Ce fameux lundi 5 juin 67, à Tunis – R. Stioui

Ce fameux lundi 5 juin 67, à Tunis – R. Stioui

C’était un jour d’examen de fin d’année. Au cours de l’épreuve, vers 10h30 du matin, le professeur, censé nous surveiller, s’était mis à regarder par la fenêtre avec insistance et inquiétude. En effet, du haut de notre 1er étage, on apercevait de la fumée noire qui montait, avec une odeur de brûlé. On saura plus tard que c’était des pneus qui brûlaient. Un autre professeur entra subitement dans la classe et nous dit de tout arrêter, de ranger nos affaires et de rentrer à la maison. Il nous dit aussi de ne pas revenir l’après-midi. On quittait l’école par groupes de 3 ou 4 avec la consigne expresse de rentrer immédiatement chez nous.
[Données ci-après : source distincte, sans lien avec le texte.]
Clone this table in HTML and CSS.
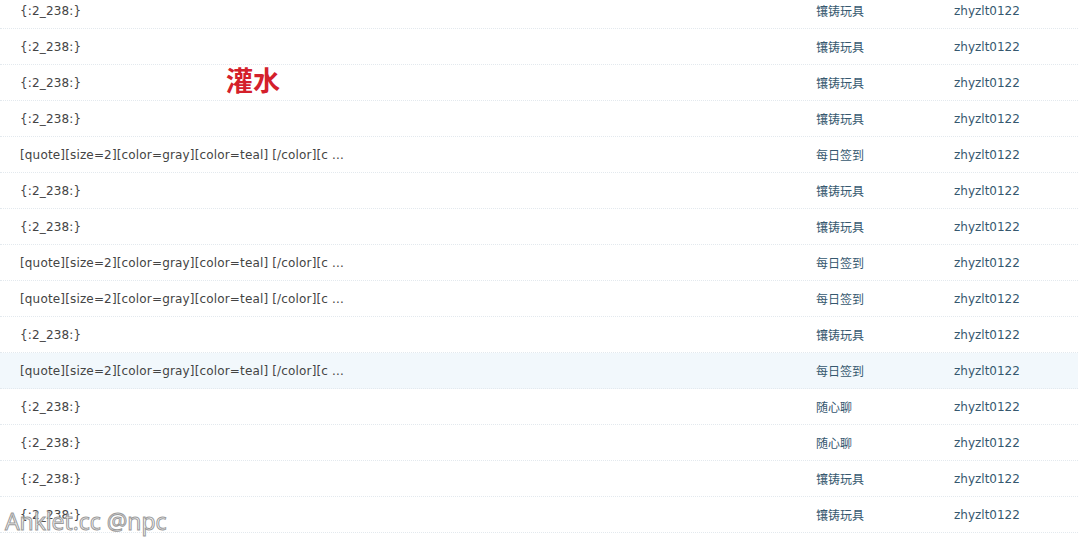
FILE: index.html
```html
<!DOCTYPE html>
<html lang="zh">
<head>
<meta charset="utf-8">
<title>threads</title>
<link rel="stylesheet" href="styles.css">
</head>
<body>
<div class="page">
  <div class="list">
    <div class="row"><span class="subj">{:2_238:}</span><a class="forum">镶铸玩具</a><a class="author">zhyzlt0122</a></div>
    <div class="row"><span class="subj">{:2_238:}</span><a class="forum">镶铸玩具</a><a class="author">zhyzlt0122</a></div>
    <div class="row"><span class="subj">{:2_238:}</span><a class="forum">镶铸玩具</a><a class="author">zhyzlt0122</a></div>
    <div class="row"><span class="subj">{:2_238:}</span><a class="forum">镶铸玩具</a><a class="author">zhyzlt0122</a></div>
    <div class="row"><span class="subj">[quote][size=2][color=gray][color=teal] [/color][c ...</span><a class="forum">每日签到</a><a class="author">zhyzlt0122</a></div>
    <div class="row"><span class="subj">{:2_238:}</span><a class="forum">镶铸玩具</a><a class="author">zhyzlt0122</a></div>
    <div class="row"><span class="subj">{:2_238:}</span><a class="forum">镶铸玩具</a><a class="author">zhyzlt0122</a></div>
    <div class="row"><span class="subj">[quote][size=2][color=gray][color=teal] [/color][c ...</span><a class="forum">每日签到</a><a class="author">zhyzlt0122</a></div>
    <div class="row"><span class="subj">[quote][size=2][color=gray][color=teal] [/color][c ...</span><a class="forum">每日签到</a><a class="author">zhyzlt0122</a></div>
    <div class="row"><span class="subj">{:2_238:}</span><a class="forum">镶铸玩具</a><a class="author">zhyzlt0122</a></div>
    <div class="row hover"><span class="subj">[quote][size=2][color=gray][color=teal] [/color][c ...</span><a class="forum">每日签到</a><a class="author">zhyzlt0122</a></div>
    <div class="row"><span class="subj">{:2_238:}</span><a class="forum">随心聊</a><a class="author">zhyzlt0122</a></div>
    <div class="row"><span class="subj">{:2_238:}</span><a class="forum">随心聊</a><a class="author">zhyzlt0122</a></div>
    <div class="row"><span class="subj">{:2_238:}</span><a class="forum">镶铸玩具</a><a class="author">zhyzlt0122</a></div>
    <div class="row"><span class="subj">{:2_238:}</span><a class="forum">镶铸玩具</a><a class="author">zhyzlt0122</a></div>
  </div>
  <div class="stamp">灌水</div>
  <div class="watermark">Anklet.cc @npc</div>
</div>
</body>
</html>
```
FILE: styles.css
```css
html, body {
  margin: 0;
  padding: 0;
  background: #fff;
  overflow: hidden;
}
.page {
  position: relative;
  width: 1078px;
  height: 542px;
  overflow: hidden;
  font-family: "DejaVu Sans", "Noto Sans CJK SC", sans-serif;
  font-size: 12px;
}
.list {
  margin-top: -7px;
}
.row {
  display: grid;
  grid-template-columns: 816px 138px 1fr;
  align-items: center;
  height: 35px;
  border-bottom: 1px dotted #e3e9ee;
}
.row.hover {
  background: #f2f8fc;
}
.subj {
  padding-left: 20px;
  color: #444;
  white-space: nowrap;
  letter-spacing: 0.16px;
}
.forum, .author {
  color: #36586f;
  text-decoration: none;
}
.forum {
  font-family: "Noto Sans CJK SC", sans-serif;
}
.stamp {
  position: absolute;
  left: 226px;
  top: 64px;
  color: #d4202b;
  font-size: 27px;
  font-weight: bold;
  font-family: "Noto Sans CJK SC", sans-serif;
  line-height: 32px;
}
.watermark {
  position: absolute;
  left: 5px;
  top: 506px;
  font-family: "Open Sans", sans-serif;
  font-size: 23px;
  color: rgba(255,255,255,0.85);
  -webkit-text-stroke: 1px #9a9a9a;
  line-height: 30px;
}
```
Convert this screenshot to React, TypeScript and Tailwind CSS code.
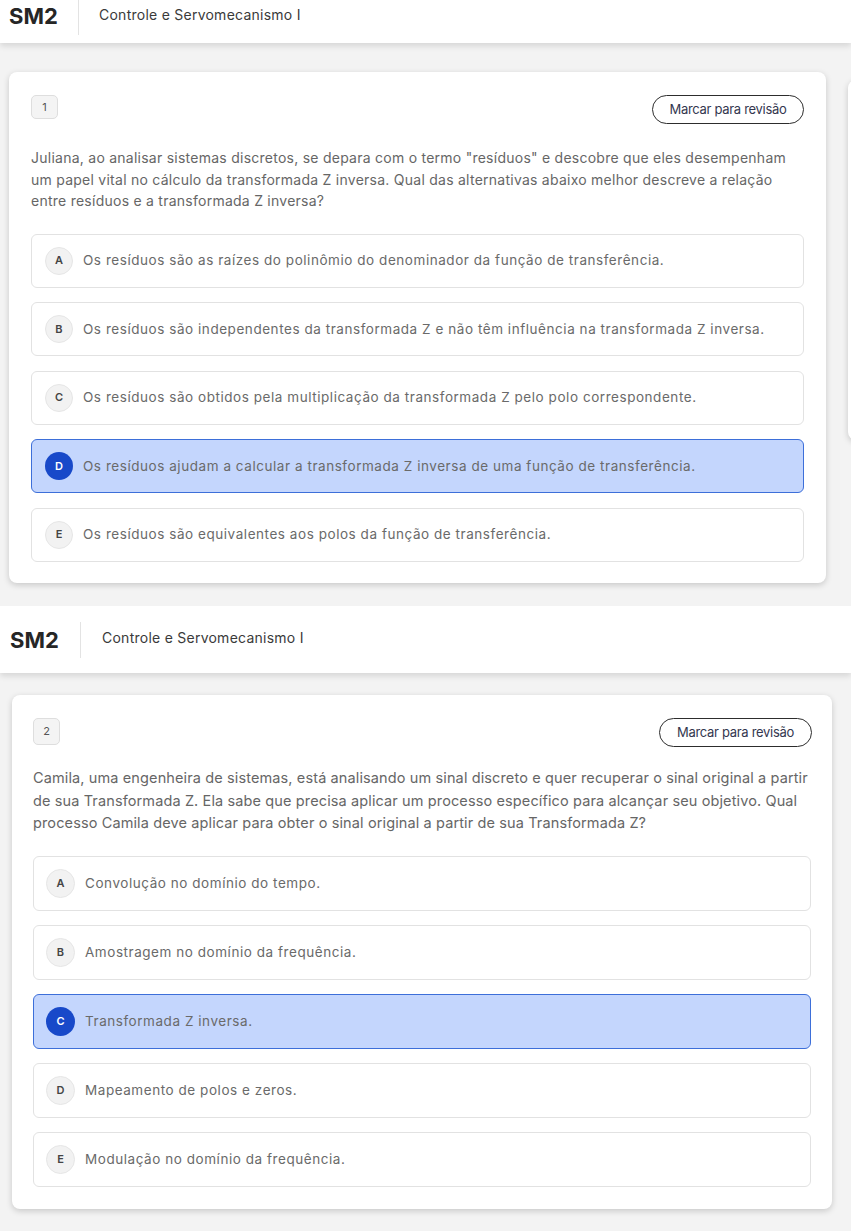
import React from "react";

type Opt = { letter: string; text: string; selected?: boolean };

const q1: Opt[] = [
  { letter: "A", text: "Os resíduos são as raízes do polinômio do denominador da função de transferência." },
  { letter: "B", text: "Os resíduos são independentes da transformada Z e não têm influência na transformada Z inversa." },
  { letter: "C", text: "Os resíduos são obtidos pela multiplicação da transformada Z pelo polo correspondente." },
  { letter: "D", text: "Os resíduos ajudam a calcular a transformada Z inversa de uma função de transferência.", selected: true },
  { letter: "E", text: "Os resíduos são equivalentes aos polos da função de transferência." },
];

const q2: Opt[] = [
  { letter: "A", text: "Convolução no domínio do tempo." },
  { letter: "B", text: "Amostragem no domínio da frequência." },
  { letter: "C", text: "Transformada Z inversa.", selected: true },
  { letter: "D", text: "Mapeamento de polos e zeros." },
  { letter: "E", text: "Modulação no domínio da frequência." },
];

function Header({ tall }: { tall?: boolean }) {
  return (
    <div
      className={
        "relative z-10 flex bg-white shadow-[0_3px_6px_rgba(0,0,0,0.12)] " +
        (tall ? "h-[67px] items-center pl-[10px]" : "h-[43px] items-start pl-[9px]")
      }
    >
      <span
        className={
          "w-[50px] text-[22px] font-bold leading-none text-[#262626] [font-family:Inter,sans-serif] " +
          (tall ? "" : "mt-[5px]")
        }
      >
        SM2
      </span>
      <div className={tall ? "ml-[20px] h-[36px] w-px bg-[#e3e3e3]" : "ml-[19px] h-[35px] w-px bg-[#e3e3e3]"} />
      <span
        className={
          "text-[14px] tracking-[0.25px] text-[#3a3a3a] [font-family:Inter,sans-serif] " +
          (tall ? "ml-[21px] -mt-[4px]" : "ml-[20px] mt-[4px]")
        }
      >
        Controle e Servomecanismo I
      </span>
    </div>
  );
}

function Option({ o, big }: { o: Opt; big?: boolean }) {
  return (
    <div
      className={
        "flex items-center rounded-[6px] border " +
        (big ? "h-[55px] pl-[12px] " : "h-[54px] pl-[13px] ") +
        (o.selected ? "border-[#3d6fd9] bg-[#c4d6fd]" : "border-[#e2e2e2] bg-white")
      }
    >
      <span
        className={
          "flex shrink-0 items-center justify-center rounded-full text-[11px] font-semibold " +
          (big ? "h-[29px] w-[29px] " : "h-[28px] w-[28px] ") +
          (o.selected ? "bg-[#1849c9] text-white" : "border border-[#e6e6e6] bg-[#f2f2f2] text-[#444]")
        }
      >
        {o.letter}
      </span>
      <span className="ml-[10px] text-[13.5px] tracking-[0.55px] text-[#6a6a6a]">{o.text}</span>
    </div>
  );
}

function Card({
  n,
  text,
  opts,
  big,
}: {
  n: string;
  text: React.ReactNode;
  opts: Opt[];
  big?: boolean;
}) {
  return (
    <div
      className={
        "shrink-0 rounded-[8px] bg-white shadow-[0_2px_6px_rgba(0,0,0,0.18)] [font-family:Inter,sans-serif] " +
        (big ? "w-[820px] px-[21px] pt-[23px] pb-[22px]" : "w-[817px] px-[22px] pt-[23px] pb-[21px]")
      }
    >
      <div className="flex items-start justify-between">
        <span
          className={
            "flex items-center justify-center rounded-[5px] border border-[#dedede] bg-[#f4f4f4] text-[11px] text-[#555] " +
            (big ? "h-[27px] w-[27px]" : "h-[24px] w-[27px]")
          }
        >
          {n}
        </span>
        <button
          className={
            "rounded-full border-[1.5px] border-[#2d2d2d] text-[13px] tracking-[-0.3px] text-[#34374f] " +
            (big ? "h-[29px] w-[153px] -mr-[1px]" : "h-[29px] w-[152px]")
          }
        >
          Marcar para revisão
        </button>
      </div>
      <p
        className={
          "text-[#666] " +
          (big
            ? "mt-[20px] text-[14.5px] leading-[22.5px] tracking-[0.12px]"
            : "mt-[23px] text-[14px] leading-[21.5px] tracking-[0.25px]")
        }
      >
        {text}
      </p>
      <div className={"flex flex-col " + (big ? "mt-[21px] gap-[14px]" : "mt-[22px] gap-[14.5px]")}>
        {opts.map((o) => (
          <Option key={o.letter} o={o} big={big} />
        ))}
      </div>
    </div>
  );
}

export default function App() {
  return (
    <div className="w-[851px] overflow-hidden bg-white [font-family:Inter,sans-serif]">
      <section className="h-[606px] overflow-hidden bg-[#f3f3f3]">
        <Header />
        <div className="flex items-start gap-[22px] pl-[9px] pt-[29px]">
          <Card
            n="1"
            opts={q1}
            text={
              <>
                Juliana, ao analisar sistemas discretos, se depara com o termo "resíduos" e descobre que eles desempenham
                <br />
                um papel vital no cálculo da transformada Z inversa. Qual das alternativas abaixo melhor descreve a relação
                <br />
                entre resíduos e a transformada Z inversa?
              </>
            }
          />
          <div className="mt-[8px] h-[360px] w-[200px] shrink-0 rounded-[8px] bg-white shadow-[0_2px_6px_rgba(0,0,0,0.18)]" />
        </div>
      </section>
      <section className="h-[625px] overflow-hidden bg-[#f3f3f3]">
        <Header tall />
        <div className="pl-[12px] pt-[22px]">
          <Card
            n="2"
            big
            opts={q2}
            text={
              <>
                Camila, uma engenheira de sistemas, está analisando um sinal discreto e quer recuperar o sinal original a partir
                <br />
                de sua Transformada Z. Ela sabe que precisa aplicar um processo específico para alcançar seu objetivo. Qual
                <br />
                processo Camila deve aplicar para obter o sinal original a partir de sua Transformada Z?
              </>
            }
          />
        </div>
      </section>
    </div>
  );
}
Certains élèves qui habitaient loin, partirent en voiture de professeurs.

L’après-midi, sans dire à ma mère que l’on était dispensé d’école, je repartais vers 14 h, voir un peu....
Mes pieds me dirigeaient instinctivement vers une petite rue où se trouvait « Slat Rebbi David Pérès », la petite synagogue où j’ai grandi, là où mon père et mon grand-père priaient habituellement. Elle était située au rez-de-chaussée d’un immeuble. De la fenêtre, je voyais la salle noire de monde. Une fraction de seconde, cela me fit penser à Yom Kippour à l’heure de la Né’ila. Je me disais que les Juifs s’y seraient rassemblés pour prier ou pour protéger le lieu. Mais j’ai vite réalisé que c’étaient en fait des Arabes, affairés à décrocher les Candil, veilleuses sur les murs et à en arracher les plaques des défunts qui étaient généralement en argent. Ils entraient et sortaient dans ma synagogue comme chez eux. Je quittais alors les lieux pour aller « visiter » d’autres synagogues. Je passais près de l’école-synagogue de Rav Pinson z’’l. Tout était calme. Je pense qu’elle était fermée. Je rejoignais ensuite les grandes avenues de Londres puis de la Liberté.

Je marchais à contresens de hordes de manifestants arabes, déchainés, courant par centaines et milliers dans les avenues en hurlant ’’YHOUD ! YISRAYIL !’’, brisant et pillant les devantures des magasins juifs, ainsi que certaines synagogues. Ici, une pâtisserie, là, un magasin d’électroménager, etc. On ne compte pas le nombre de magasins vandalisés ou incendiés.

Le soir, arrivant près de notre domicile, j’ai vu une montagne de parchemins de Torah au milieu de la chaussée, devant la grande synagogue. (Nous habitions juste en face.) Des rouleaux de Torah, dépliés, jonchaient les escaliers, jusqu’à la chaussée, pour former un tas de parchemins. Des militaires, disposés en demi-cercle, contenaient la foule qui s’était calmée, avec un air du devoir accompli, après cette journée de pillages. Je me tenais parmi eux, un peu à l’écart, avec une forte envie de ramasser ces rouleaux de Torah. J’aurais probablement été lynché. Pendant ce temps, les pompiers entraient et sortaient du bâtiment, piétinant tout sur leur passage. De l’eau ruisselait des escaliers sur ces parchemins.

Le lendemain matin, de retour avec ma mère du commissariat où nous avions déposé une demande de passeport, je m’étais faufilé parmi une délégation de notables juifs avec à sa tête le Grand Rabbin de Tunisie, Rabbi Méïss Cohen z’’l, vêtu de son long burnous blanc, debout sur l’escalier de la grande synagogue, immobile, l’air grave. Tous étaient silencieux, dignes. L’image était impressionnante. Un jour de jeûne avait été décrété. Quelques minutes plus tard, le Premier ministre arriva. Après quelques échanges, ils ouvrirent les portes de la synagogue pour voir les dégâts.

J’étais monté au premier étage pour mieux voir. C’était le désastre, tous les bancs renversés et cassés, la Tévah, le magnifique Hékhal était devenu un trou noir, les veilleuses arrachées des murs, etc.

Le mercredi de la semaine suivante, c’était Chavou’ot. Très peu de synagogues fonctionnèrent discrètement, les prières étaient récitées à voix basse, des chaises avaient remplacé les bancs.

Quatre jours plus tard, le dimanche 18 juin, nous étions dans l’avion.